- Program intertitle
- Genre: Religious broadcasting
- Starring: Benny Hinn
- Country of origin: United States

Production
- Running time: 30 minutes

Original release
- Network: syndicated
- Release: 1990 – present

= This Is Your Day =

This is Your Day is a Christian television show hosted by Pastor Benny Hinn. The program began airing in 1990 and is a half-hour long. It was broadcast several times a week in the United States and globally by the Trinity Broadcasting Network (TBN), INSP Networks, The God Channel and various local affiliates to an estimated four million followers.
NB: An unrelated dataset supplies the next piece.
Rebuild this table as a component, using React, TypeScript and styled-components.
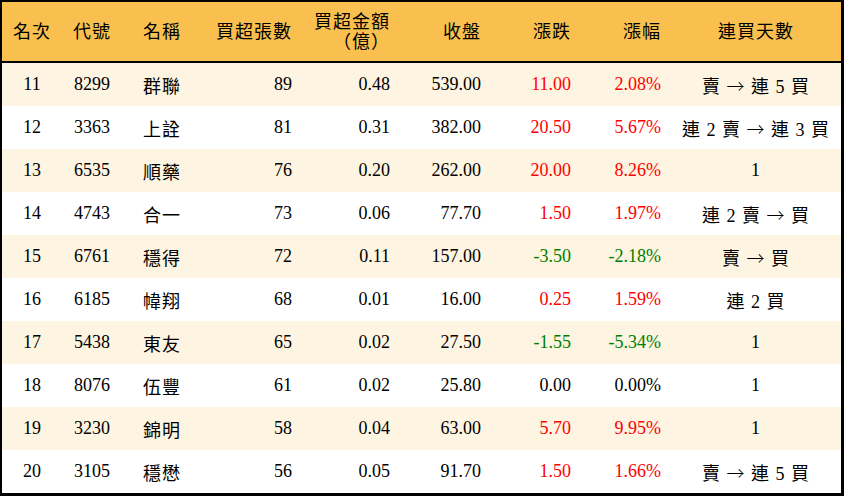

However, TBN dropped the program in 2016, and Daystar stopped airing it in 2017. As of April 2025, Hinn's website lists Kenneth Copeland's Victory Channel as the only network broadcasting This Is Your Day, with a single weekly airing.

==Synopsis==
During the program, Benny Hinn and his guests teach, read letters, pray, and show highlights from Hinn's "Miracle Healing Services." Hinn and his crew travel the world frequently, and a large part of the show is devoted to his global services, in which Hinn is said to imbue people with the power of the Holy Spirit. Many claim to have risen from wheelchairs or to have been healed of other ailments. Towards the final portion of the program Hinn offers gifts such as books, CDs, DVDs and downloadable materials as a thank-you to viewers who donate to the ministry. He then prays for the prayer needs of his viewing audience. Finally he concludes with an invitation for viewers to receive Jesus as their personal savior.

==Controversy==
The program has generated controversy due to widespread skepticism about Hinn's faith healings depicted in the show. Investigative news programs such as Inside Edition, Dateline NBC, and The Fifth Estate claim that Hinn uses the power of suggestion to make crusade attendees fall on stage and believe they're cured.